As you try to assemble what is now before you, you mourn a little for what you have lost, for you could never again acquire the not knowing that so beautifully placed you in the center of it all.
As he addressed a series of wild landscapes, first through a recording and then with spoken word and finally through song, I felt the tears welling up in my eyes. He could have been talking about love, or death, or an epiphany that shifts your perception. The frisson, no matter what it was about, was undeniable.
He occasionally experiences feelings that are associative to the things in front of him but they exist between and beyond emotions, so translation is impossible.
Walker repeated the piece in its entirety four more times, a study in the subtle differences that occur during live performance. And it only gained power with repetition. As I left the gallery I was handed a letter labeled "to whom it may concern". I purposefully saved it and am only reading it for the first time right now as I write this. I will not summarize its contents, but I'll leave you with the same benediction that Walker does:
I wish you well, and that your relationship with nature remains as it is.

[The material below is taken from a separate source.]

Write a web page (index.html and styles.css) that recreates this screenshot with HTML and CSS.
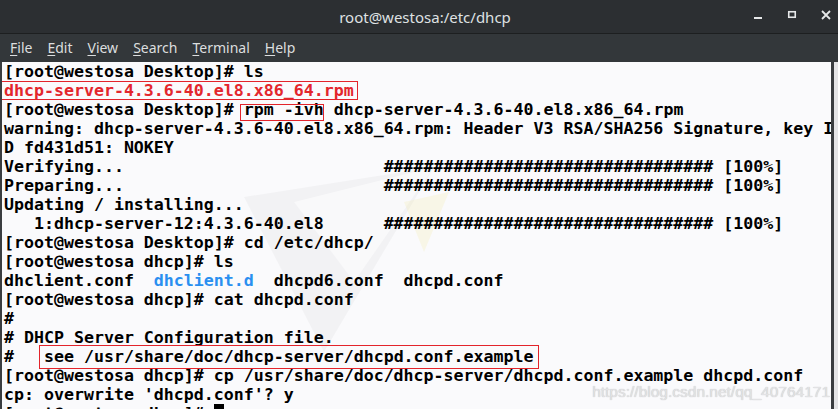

Flash back to last weekend when I took an afternoon break at SFMOMA for the latest in their Stage Presence performance series. This time D-L Alvarez and Kevin Killian with the help of the San Francisco Poets Theater were in the house to present their collaborative work The Visitor Owl. The piece integrated video and live performance as Alvarez and Killian reinterpreted Blackboard Jungle and To Sir, With Love, emphasizing some of the films' hidden and not-so-hidden themes of homoeroticism, racism, and Cold War angst. The acting and dialogue were reliably over-the-top with many shocking and laugh-out-loud moments, and there were scads of familiar faces from the local art scene both onscreen and onstage including Karla Milosevich, Wayne Smith, Cliff Hengst, Christian Nagler, and Anne McGuire. The whole thing was wonderfully confounding and exhilarating both.
The Stage Presence performance series continues to be some of the best public programming I've seen at SFMOMA with each week bringing new live art and new surprises. Last Saturday LA trio My Barbarian hosted a classical dance party in the fourth floor gallery that involved some snippets of their longer piece Broke People's Baroque Peoples' Theater as well as heavy audience participation in the form of games and even some costume dress-up. At one point I found myself embodying Medusa and then later rocking a striped toga that earned me the moniker "The Tigress." There are still three more weekends left in the series with some serious local talent on the performance agenda, namely D-L Alvarez and Kevin Killian, Richard T. Walker, and Rashaad Newsome. There will be poetry, there will be music, there will be drag. Do not miss out.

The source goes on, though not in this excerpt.